If you posit this with a great blog from Woolbright Founder and President Duane Stiller a few weeks back on Florida being at peak retail and the contraction expected moving forward, you can see cause and effect on display. Delivery and buy online pickup in store (BOPIS) are remaining “sticky” behaviors.  It’s only a matter of time before the variety of automated storage and retrieval (ASRS) technologies find their way into the supply chain and turn grocery more experiential (aka smaller)

With all these new channels in play, small is the new big. This puts traditional grocers (and retailers for that matter) and their large stores in the path of disruption. Evolving all stores to changing customer shopping patterns can be quite expensive and that is the paradox of betting on current market leaders. 

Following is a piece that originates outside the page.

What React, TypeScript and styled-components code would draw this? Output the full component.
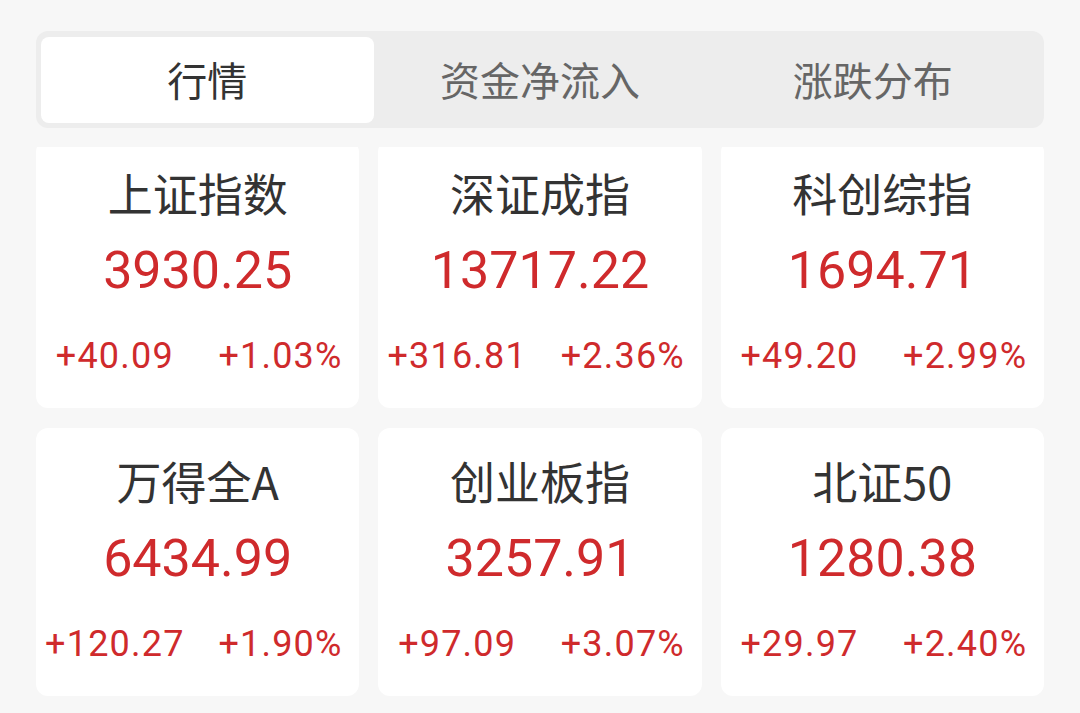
import { useState } from "react";
import styled, { createGlobalStyle } from "styled-components";

const GlobalStyle = createGlobalStyle`
  html, body {
    margin: 0;
    padding: 0;
    background: #f7f7f7;
  }
  body {
    font-family: Roboto, "Noto Sans CJK SC", "Noto Sans", sans-serif;
  }
`;

const Page = styled.div`
  box-sizing: border-box;
  display: flex;
  flex-direction: column;
  gap: 19px;
  height: 713px;
  overflow: hidden;
  padding: 31px 36px 0;
`;

const TabBar = styled.div`
  background: #ededed;
  border-radius: 12px;
  box-sizing: border-box;
  display: flex;
  flex-shrink: 0;
  height: 97px;
  padding: 6px 5px 5px;
`;

const Tab = styled.button<{ $active: boolean }>`
  align-items: center;
  background: ${({ $active }) => ($active ? "#ffffff" : "transparent")};
  border: none;
  border-radius: 8px;
  color: ${({ $active }) => ($active ? "#333333" : "#666666")};
  cursor: pointer;
  display: flex;
  flex: 1;
  font-family: "Noto Sans CJK SC", sans-serif;
  font-size: 40px;
  justify-content: center;
  padding: 0 0 2px;
`;

/* the card list is scrolled a few pixels, so the first row is cut at the top */
const Viewport = styled.div`
  flex: 1;
  overflow: hidden;
`;

const Grid = styled.div`
  display: grid;
  gap: 20px 19px;
  grid-template-columns: repeat(3, 1fr);
  margin-top: -7px;
`;

const Card = styled.div`
  background: #ffffff;
  border-radius: 12px;
  box-sizing: border-box;
  display: flex;
  flex-direction: column;
  height: 268px;
  padding: 25px 0 30px;
`;

const Name = styled.div`
  color: #333333;
  font-family: "Noto Sans CJK SC", sans-serif;
  font-size: 45px;
  line-height: 56px;
  text-align: center;
`;

const Price = styled.div`
  color: #cf2a2c;
  font-family: Roboto, sans-serif;
  font-size: 52px;
  line-height: 64px;
  margin-top: 18px;
  text-align: center;
`;

const Changes = styled.div`
  display: flex;
  gap: 8px;
  margin-top: 31px;
`;

const Change = styled.span`
  color: #cf2a2c;
  flex: 1;
  font-family: Roboto, sans-serif;
  font-size: 36px;
  letter-spacing: 1.2px;
  line-height: 44px;
  text-align: center;
  white-space: nowrap;
`;

interface Index {
  name: string;
  price: string;
  change: string;
  percent: string;
}

const tabs = ["行情", "资金净流入", "涨跌分布"];

const indices: Index[] = [
  { name: "上证指数", price: "3930.25", change: "+40.09", percent: "+1.03%" },
  { name: "深证成指", price: "13717.22", change: "+316.81", percent: "+2.36%" },
  { name: "科创综指", price: "1694.71", change: "+49.20", percent: "+2.99%" },
  { name: "万得全A", price: "6434.99", change: "+120.27", percent: "+1.90%" },
  { name: "创业板指", price: "3257.91", change: "+97.09", percent: "+3.07%" },
  { name: "北证50", price: "1280.38", change: "+29.97", percent: "+2.40%" },
];

const App = () => {
  const [activeTab, setActiveTab] = useState(0);

  return (
    <>
      <GlobalStyle />
      <Page>
        <TabBar>
          {tabs.map((tab, index) => (
            <Tab
              key={tab}
              $active={index === activeTab}
              onClick={() => setActiveTab(index)}
            >
              {tab}
            </Tab>
          ))}
        </TabBar>
        <Viewport>
          <Grid>
            {indices.map((item) => (
              <Card key={item.name}>
                <Name>{item.name}</Name>
                <Price>{item.price}</Price>
                <Changes>
                  <Change>{item.change}</Change>
                  <Change>{item.percent}</Change>
                </Changes>
              </Card>
            ))}
          </Grid>
        </Viewport>
      </Page>
    </>
  );
};

export default App;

We have always expected the disruption will come and be caused by a market player that emerges into the market and connects a variety of channels not yet connected, including fresh prepared, meal kits, delivered (ghost kitchens) and other innovative offerings. This new smaller footprint “convenience” may leave the traditional grocery model behind (more locations, more embedded in communities).

It’s what makes Amazon Fresh’s strategy more confusing. Their bricks and mortar grocery stores seem traditional, with some delivery and walkout technology window dressing. They look big and not particularly disruptive. Coupled with the recent announcement of Amazon exiting all their other retail storefronts recently (GO not included), might their new grocery store initiative be a bit of a risker developer investment than they seem? We shall see…

#futureshop #grocerydesign #disruption #Itsallgrocerytome #lookslikeaduck #dontletitgodark

February online grocery sales get lift from same-day services (supermarketnews.com)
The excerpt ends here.